Amazon mencoba menciptakan platform gaming / bukan konsol seperti Sony, Nintendo atau Microsoft. Seperti Apple dengan Apple Arcade, Google dengan Stadia, dan Facebook dengan Facebook Gaming + VR Oculus Rift, Amazon mencoba eksis dengan membeli platform streaming gaming populer Twitch tahun 2014. Uang yang digelontorkan juga bukan main-main, yaitu senilai $ 970 juta. Tapi karena merupakan platform siaran langsung, secara teknis Twitch bukanlah platform video game. Baru di bulan Mei kemarin Amazon merilis video game berjudul Crucible,game free-to-play dengan genre shooting dari Amazon Game Studios.

Setelah gagal, Amazon kembali mencoba peruntungan di video game

Foto: GameSpot

Sukses? Ternyata tidak. Di awal peluncuran ada 10,000 pemain yang bermain bersama tapi pada bulan Juni tercatat hanya 300-an pemain saja yang tersisa. Sebuah flop yang luar biasa. Crucible pun ditarik dari pasaran dan tidak dapat dimainkan lagi secara bebas.

Agustus 2020 ini Amazon memperkenalkan Prime Gaming yang sebenarnya hanya rebranding dari produk sebelumnya Twitch Prime. Pelanggan Prime Gaming akan mendapatkan gratis keanggotaan Twitch, game-game dari studio-studio (indie) yang bekerja sama dengan Amazon, dan diskon untuk game-game studio besar seperti Rockstar (Grand Theft Auto / GTA series).

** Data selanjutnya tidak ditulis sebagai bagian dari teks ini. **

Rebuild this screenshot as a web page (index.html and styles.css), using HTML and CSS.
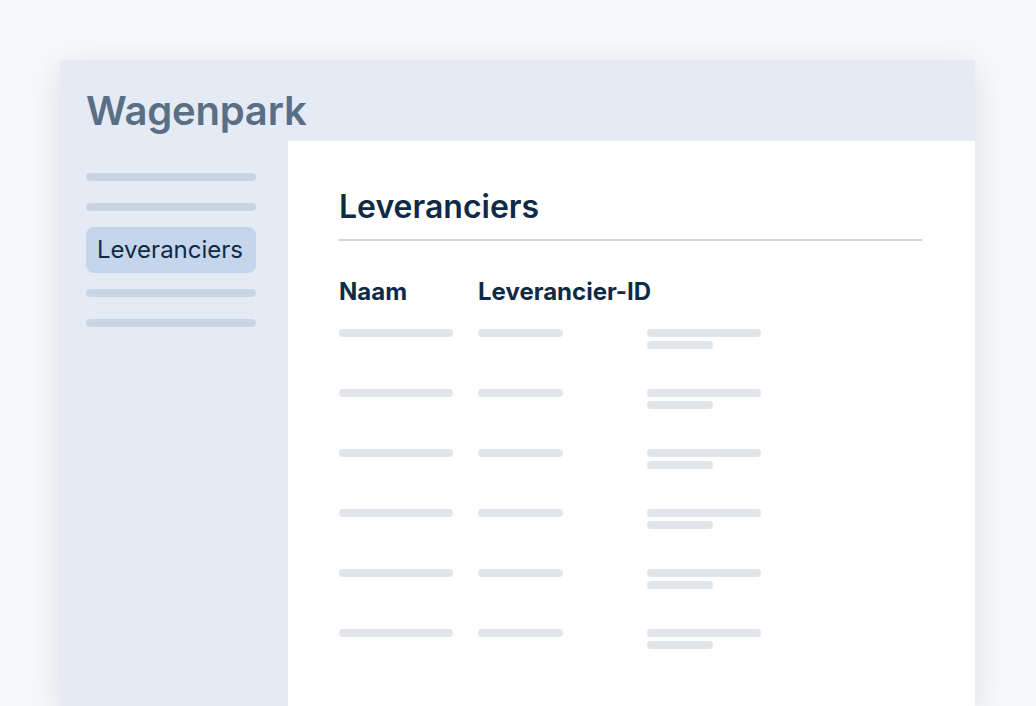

Setelah gagal, Amazon kembali mencoba peruntungan di video game

Foto: Mobile Syrup

Bos Prime Gaming, Larry Plotnick yakin dengan potensi yang dimiliki platformnya. Prime Gaming akan membangun ekosistem bernilai dari dan untuk developer video games yang bekerja sama dengan kami, ujarnya saat ditanya prospek Prime Gaming di masa mendatang. Tapi saat ditanya berapa jumlah pengguna Prime Gaming saat ini, Plotnick menolak menjawab pertanyaan itu.

Kompetisi selalu merupakan hal bagus dan menciptakan serta menjaga kualitas agar selalu teratas dan terdepan. Di industri video game, tiga besar penguasa seperti Sony, Nintendo, dan Microsoft relatif nyaman berada di level teratas tanpa gangguan berarti. Apakah Prime Gaming dari Amazon akan berhasil mengusik mereka? Saya tidak yakin. Google Stadia yang digadang-gadang akan memberikan impact serius saja sampai hari ini terlihat melempem dan adem ayem. Tapi kita lihat saja bagaimana ke depannya.